U.S. Court of Appeals for the 7th Circuit
Civil Rights — Eighth Amendment — preliminary relief
The district court did not abuse its discretion in refusing to order that a prisoner, alleging deliberate indifference to his medical needs, be transferred to a different doctor’s care.
“[T]he district court failed to supply reasons for denying preliminary injunctive relief. Ordinarily we would remand the case and require the court to supply those reasons. See Books v. Chater, 91 F.3d 972, 978 (7th Cir. 1996); Sims v. Lucas, 9 F.3d 1293, 1294 (7th Cir. 1993); DiLeo v. Ernst & Young, 901 F.3d 624, 626 (7th Cir. 1990). But that step is not necessary here because, even ignoring the lack of advance notice to Dr. Talbot, there is enough in this record to demonstrate that the requested relief — immediate referral to another doctor — is unwarranted.
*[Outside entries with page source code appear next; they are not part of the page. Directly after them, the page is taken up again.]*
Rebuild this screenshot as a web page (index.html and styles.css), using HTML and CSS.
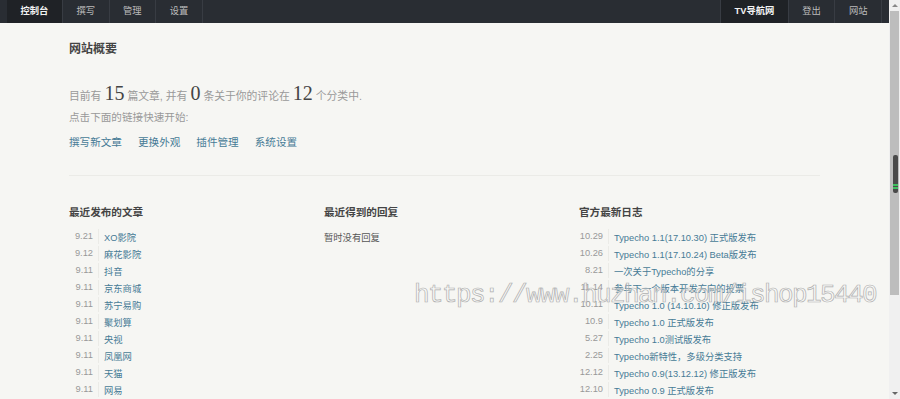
FILE: index.html
```html
<!DOCTYPE html>
<html lang="zh-CN">
<head>
  <meta charset="UTF-8" />
  <meta name="viewport" content="width=device-width, initial-scale=1.0" />
  <title>控制台</title>
  <link rel="stylesheet" href="styles.css">
</head>
<body>
  <div class="page">
    <div class="main">

      <!-- === TOP NAV === -->
      <div class="topbar">
        <ul class="nav nav-left">
          <li class="active">控制台</li>
          <li>撰写</li>
          <li>管理</li>
          <li>设置</li>
        </ul>
        <ul class="nav nav-right">
          <li class="active">TV导航网</li>
          <li>登出</li>
          <li>网站</li>
        </ul>
      </div>

      <!-- === OVERVIEW === -->
      <div class="content">
        <h2 class="title">网站概要</h2>
        <p class="stats">目前有<em>15</em>篇文章, 并有<em>0</em>条关于你的评论在<em>12</em>个分类中.</p>
        <p class="hint">点击下面的链接快速开始:</p>
        <ul class="quick">
          <li><a href="#">撰写新文章</a></li>
          <li><a href="#">更换外观</a></li>
          <li><a href="#">插件管理</a></li>
          <li><a href="#">系统设置</a></li>
        </ul>
        <div class="rule"></div>

        <div class="cols">
          <section>
            <h3>最近发布的文章</h3>
            <ul class="log">
              <li><span class="date">9.21</span><a href="#">XO影院</a></li>
              <li><span class="date">9.12</span><a href="#">麻花影院</a></li>
              <li><span class="date">9.11</span><a href="#">抖音</a></li>
              <li><span class="date">9.11</span><a href="#">京东商城</a></li>
              <li><span class="date">9.11</span><a href="#">苏宁易购</a></li>
              <li><span class="date">9.11</span><a href="#">聚划算</a></li>
              <li><span class="date">9.11</span><a href="#">央视</a></li>
              <li><span class="date">9.11</span><a href="#">凤凰网</a></li>
              <li><span class="date">9.11</span><a href="#">天猫</a></li>
              <li><span class="date">9.11</span><a href="#">网易</a></li>
            </ul>
          </section>
          <section>
            <h3>最近得到的回复</h3>
            <ul class="log">
              <li class="empty">暂时没有回复</li>
            </ul>
          </section>
          <section>
            <h3>官方最新日志</h3>
            <ul class="log">
              <li><span class="date">10.29</span><a href="#">Typecho 1.1(17.10.30) 正式版发布</a></li>
              <li><span class="date">10.26</span><a href="#">Typecho 1.1(17.10.24) Beta版发布</a></li>
              <li><span class="date">8.21</span><a href="#">一次关于Typecho的分享</a></li>
              <li><span class="date">11.14</span><a href="#">参与下一个版本开发方向的投票</a></li>
              <li><span class="date">10.11</span><a href="#">Typecho 1.0 (14.10.10) 修正版发布</a></li>
              <li><span class="date">10.9</span><a href="#">Typecho 1.0 正式版发布</a></li>
              <li><span class="date">5.27</span><a href="#">Typecho 1.0测试版发布</a></li>
              <li><span class="date">2.25</span><a href="#">Typecho新特性，多级分类支持</a></li>
              <li><span class="date">12.12</span><a href="#">Typecho 0.9(13.12.12) 修正版发布</a></li>
              <li><span class="date">12.10</span><a href="#">Typecho 0.9 正式版发布</a></li>
            </ul>
          </section>
        </div>
      </div>

      <div class="watermark">https://www.huzhan.com/ishop15440</div>
    </div>

    <!-- === SCROLLBAR === -->
    <div class="scrollbar">
      <div class="sb-btn"><span class="arrow-up"></span></div>
      <div class="sb-track"><div class="sb-thumb"></div></div>
      <div class="sb-rest"></div>
      <div class="sb-btn"><span class="arrow-down"></span></div>
    </div>
  </div>
</body>
</html>
```

FILE: styles.css
```css
* {
  margin: 0;
  padding: 0;
  box-sizing: border-box;
}

body, html {
  height: 100%;
  overflow: hidden;
}

body {
  background: #f6f6f3;
  color: #444;
  font-family: "Liberation Sans", "Noto Sans CJK SC", sans-serif;
  font-size: 9.3px;
}

a {
  color: #467b96;
  text-decoration: none;
}

ul {
  list-style: none;
}

.page {
  display: flex;
  height: 399px;
}

.main {
  flex: 1;
  position: relative;
  overflow: hidden;
}

/* === NAV === */
.topbar {
  display: flex;
  justify-content: space-between;
  height: 23px;
  padding: 0 7px;
  background: #292d33;
}

.nav {
  display: flex;
}

.nav li {
  padding: 0 13.5px;
  line-height: 23px;
  color: #bbb;
  border-right: 1px solid #383c43;
}

.nav-right li:first-child {
  border-left: 1px solid #383c43;
}

.nav li.active {
  background: #1f2226;
  color: #f2f2f2;
  font-weight: bold;
}

/* === CONTENT === */
.content {
  padding-left: 69px;
}

.title {
  margin-top: 18px;
  font-size: 12px;
  line-height: 16px;
  color: #444;
}

.stats {
  height: 24px;
  margin-top: 27px;
  font-size: 10.8px;
  line-height: 24px;
  color: #999;
}

.stats em {
  font-style: normal;
  font-family: "Liberation Serif", serif;
  font-size: 20px;
  line-height: 0;
  color: #444;
  margin: 0 3px;
}

.hint {
  margin-top: 1px;
  font-size: 10.6px;
  line-height: 16px;
  color: #999;
}

.quick {
  display: flex;
  gap: 16px;
  margin-top: 9px;
  font-size: 10.6px;
  line-height: 16px;
}

.rule {
  width: 751px;
  height: 1px;
  margin-top: 25px;
  background: #ebebe7;
}

.cols {
  display: grid;
  grid-template-columns: repeat(3, 255px);
  margin-top: 28px;
}

.cols h3 {
  font-size: 10.6px;
  line-height: 16px;
  color: #444;
}

.log {
  margin-top: 8px;
}

.log li {
  display: flex;
  height: 17px;
  align-items: center;
  white-space: nowrap;
}

.log .date {
  width: 30px;
  padding-right: 5px;
  text-align: right;
  line-height: 15px;
  color: #999;
  border-right: 1px solid #ebebe7;
}

.log a {
  padding-left: 5px;
}

.log li.empty {
  color: #555;
}

/* === WATERMARK === */
.watermark {
  position: absolute;
  left: 414px;
  top: 280px;
  font-family: "Liberation Mono", monospace;
  font-size: 26px;
  letter-spacing: -1.6px;
  color: rgba(255, 255, 255, 0.25);
  -webkit-text-stroke: 0.7px #b0b0b0;
  pointer-events: none;
  white-space: nowrap;
}

/* === SCROLLBAR === */
.scrollbar {
  width: 11px;
  display: flex;
  flex-direction: column;
  background: #f0f0f0;
}

.sb-btn {
  height: 11px;
  display: flex;
  align-items: center;
  justify-content: center;
}

.arrow-up {
  border-left: 3px solid transparent;
  border-right: 3px solid transparent;
  border-bottom: 3px solid #888;
}

.arrow-down {
  border-left: 3px solid transparent;
  border-right: 3px solid transparent;
  border-top: 3px solid #666;
}

.sb-track {
  height: 284px;
  margin: 0 1px;
  background: #bdbdbd;
}

.sb-thumb {
  width: 5px;
  height: 38px;
  margin: 144px 0 0 3px;
  border-radius: 2px;
  background: linear-gradient(#4a4a4a 0, #4a4a4a 29px, #3fbf5f 29px, #3fbf5f 31px, #4a4a4a 31px, #4a4a4a 32px, #3fbf5f 32px, #3fbf5f 34px, #4a4a4a 34px);
}

.sb-rest {
  flex: 1;
}
```
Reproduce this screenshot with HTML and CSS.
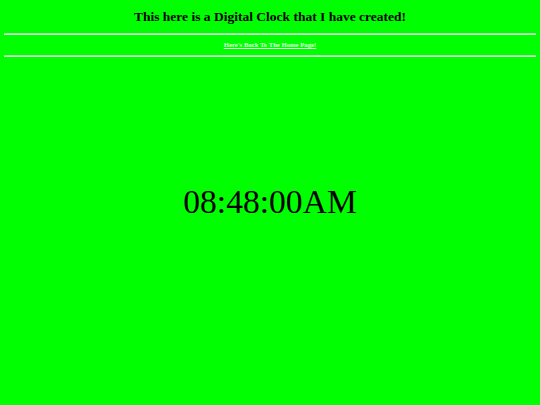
FILE: index.html
```html
<!DOCTYPE html>
<html>
<head>
<meta charset="utf-8">
<link rel="stylesheet" href="styles.css">
</head>
<body>
<h3 class="title">This here is a Digital Clock that I have created!</h3>
<hr class="rule">
<div class="nav"><a class="home" href="#">Here's Back To The Home Page!</a></div>
<hr class="rule rule-bottom">
<div class="clock">08:48:00AM</div>
</body>
</html>
```
FILE: styles.css
```css
html, body {
  margin: 0;
  padding: 0;
}
body {
  background: #00ff00;
  font-family: "Liberation Serif", "Times New Roman", serif;
  padding: 0 4px;
  height: 405px;
}
.title {
  margin: 0;
  padding-top: 8px;
  text-align: center;
  font-size: 13.5px;
  line-height: 17px;
  font-weight: bold;
  color: #000;
}
.rule {
  margin: 8px 0 0 0;
  border: 0;
  border-top: 1px solid #a8e8a8;
  border-bottom: 1px solid #ccf8cc;
  height: 0;
}
.rule-bottom {
  margin-top: 0;
}
.nav {
  text-align: center;
  padding: 6px 0;
  font-size: 6.7px;
  line-height: 8px;
  font-weight: bold;
}
.home {
  color: #e0ffe0;
}
.clock {
  text-align: center;
  margin-top: 126px;
  font-size: 33.6px;
  line-height: 38px;
  color: #000;
}
```
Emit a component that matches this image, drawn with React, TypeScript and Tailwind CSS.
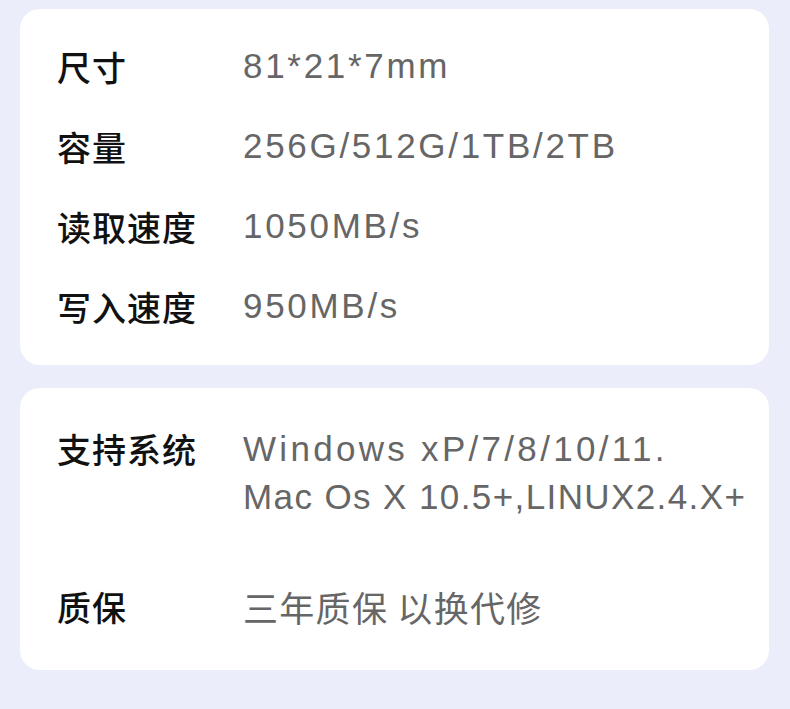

Wheeler’s h. pylori claim provides no basis for a preliminary injunction because the lab results on which he relies refute that claim. Nor has Wheeler presented evidence that could support an immediate referral to treat his keloids. He asks us to rely on the medical records attached to his brief, but those records, which relate to two appointments with the prison’s medical staff, do not help him. The records reflect that Wheeler told the staff that his keloids hurt and ‘periodically ooze puss [sic].’ But the staff noted in those records that he showed no ‘obvious discomfort” and observed that his ‘skin integrity is intact’ and his keloids are ‘small.’ Staff also instructed Wheeler to take acetaminophen for pain relief and to return if his symptoms got worse. This evidence, which is all that he supplied, shows neither that Wheeler will experience irreparable harm without a preliminary injunction nor that his deliberate-indifference claim against Dr. Talbot has a reasonable likelihood of success. Because Wheeler does not meet the requirements for preliminary relief, see Munaf v. Geren, 553 U.S. 674, 690 (2008); Stuller, Inc. v. Steak N Shake Enters., 695 F.3d 676, 678 (7th Cir. 2012), the district court did not abuse its discretion in denying Wheeler’s motion.”
Appeal from the United States District Court for the Central District of Illinois, McCuskey, J., Wood, J.